» To be done:
Write the listing below out again exactly, dropping the images.

» Web page code records:
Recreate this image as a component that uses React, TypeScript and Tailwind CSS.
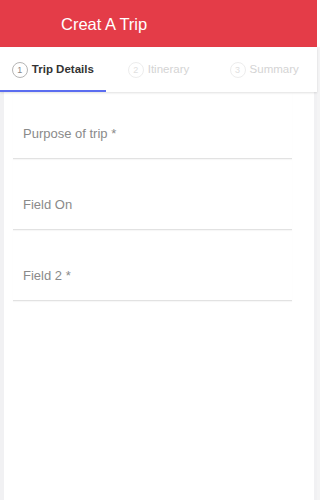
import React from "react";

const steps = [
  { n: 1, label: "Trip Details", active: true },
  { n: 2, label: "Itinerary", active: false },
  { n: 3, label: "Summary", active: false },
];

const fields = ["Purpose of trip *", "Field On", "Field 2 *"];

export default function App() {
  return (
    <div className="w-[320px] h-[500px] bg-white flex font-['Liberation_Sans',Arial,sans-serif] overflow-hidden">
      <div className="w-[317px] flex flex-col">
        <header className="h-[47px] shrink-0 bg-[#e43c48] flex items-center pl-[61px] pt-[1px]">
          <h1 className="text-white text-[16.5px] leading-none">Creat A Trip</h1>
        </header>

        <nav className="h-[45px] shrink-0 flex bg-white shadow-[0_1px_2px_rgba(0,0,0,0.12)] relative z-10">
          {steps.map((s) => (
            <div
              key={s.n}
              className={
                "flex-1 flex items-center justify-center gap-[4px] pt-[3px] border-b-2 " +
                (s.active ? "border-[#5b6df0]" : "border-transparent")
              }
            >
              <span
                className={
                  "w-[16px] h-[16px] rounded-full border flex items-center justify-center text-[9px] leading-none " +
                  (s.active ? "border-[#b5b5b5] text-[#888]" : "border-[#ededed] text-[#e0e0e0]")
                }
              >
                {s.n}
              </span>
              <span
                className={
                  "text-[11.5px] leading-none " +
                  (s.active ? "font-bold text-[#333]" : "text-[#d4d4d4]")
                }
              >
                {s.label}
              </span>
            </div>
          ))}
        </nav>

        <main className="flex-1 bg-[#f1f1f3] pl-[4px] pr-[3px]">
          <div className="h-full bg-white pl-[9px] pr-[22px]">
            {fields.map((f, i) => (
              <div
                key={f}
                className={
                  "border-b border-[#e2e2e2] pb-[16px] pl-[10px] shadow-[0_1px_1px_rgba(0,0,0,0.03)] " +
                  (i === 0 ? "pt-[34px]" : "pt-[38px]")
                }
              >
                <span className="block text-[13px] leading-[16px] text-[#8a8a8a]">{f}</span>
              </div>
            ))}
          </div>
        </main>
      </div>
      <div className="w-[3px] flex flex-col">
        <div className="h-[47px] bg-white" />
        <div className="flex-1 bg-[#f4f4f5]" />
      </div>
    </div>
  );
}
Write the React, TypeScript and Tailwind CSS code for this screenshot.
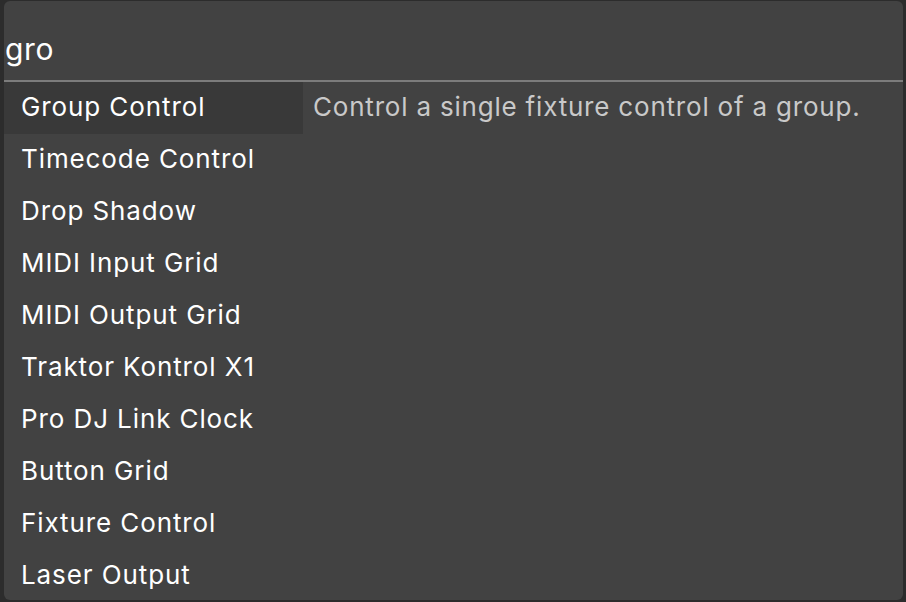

» Answer:
Recreate this image as a component that uses React, TypeScript and Tailwind CSS.
import React from "react";

const steps = [
  { n: 1, label: "Trip Details", active: true },
  { n: 2, label: "Itinerary", active: false },
  { n: 3, label: "Summary", active: false },
];

const fields = ["Purpose of trip *", "Field On", "Field 2 *"];

export default function App() {
  return (
    <div className="w-[320px] h-[500px] bg-white flex font-['Liberation_Sans',Arial,sans-serif] overflow-hidden">
      <div className="w-[317px] flex flex-col">
        <header className="h-[47px] shrink-0 bg-[#e43c48] flex items-center pl-[61px] pt-[1px]">
          <h1 className="text-white text-[16.5px] leading-none">Creat A Trip</h1>
        </header>

        <nav className="h-[45px] shrink-0 flex bg-white shadow-[0_1px_2px_rgba(0,0,0,0.12)] relative z-10">
          {steps.map((s) => (
            <div
              key={s.n}
              className={
                "flex-1 flex items-center justify-center gap-[4px] pt-[3px] border-b-2 " +
                (s.active ? "border-[#5b6df0]" : "border-transparent")
              }
            >
              <span
                className={
                  "w-[16px] h-[16px] rounded-full border flex items-center justify-center text-[9px] leading-none " +
                  (s.active ? "border-[#b5b5b5] text-[#888]" : "border-[#ededed] text-[#e0e0e0]")
                }
              >
                {s.n}
              </span>
              <span
                className={
                  "text-[11.5px] leading-none " +
                  (s.active ? "font-bold text-[#333]" : "text-[#d4d4d4]")
                }
              >
                {s.label}
              </span>
            </div>
          ))}
        </nav>

        <main className="flex-1 bg-[#f1f1f3] pl-[4px] pr-[3px]">
          <div className="h-full bg-white pl-[9px] pr-[22px]">
            {fields.map((f, i) => (
              <div
                key={f}
                className={
                  "border-b border-[#e2e2e2] pb-[16px] pl-[10px] shadow-[0_1px_1px_rgba(0,0,0,0.03)] " +
                  (i === 0 ? "pt-[34px]" : "pt-[38px]")
                }
              >
                <span className="block text-[13px] leading-[16px] text-[#8a8a8a]">{f}</span>
              </div>
            ))}
          </div>
        </main>
      </div>
      <div className="w-[3px] flex flex-col">
        <div className="h-[47px] bg-white" />
        <div className="flex-1 bg-[#f4f4f5]" />
      </div>
    </div>
  );
}
Write the React, TypeScript and Tailwind CSS code for this screenshot.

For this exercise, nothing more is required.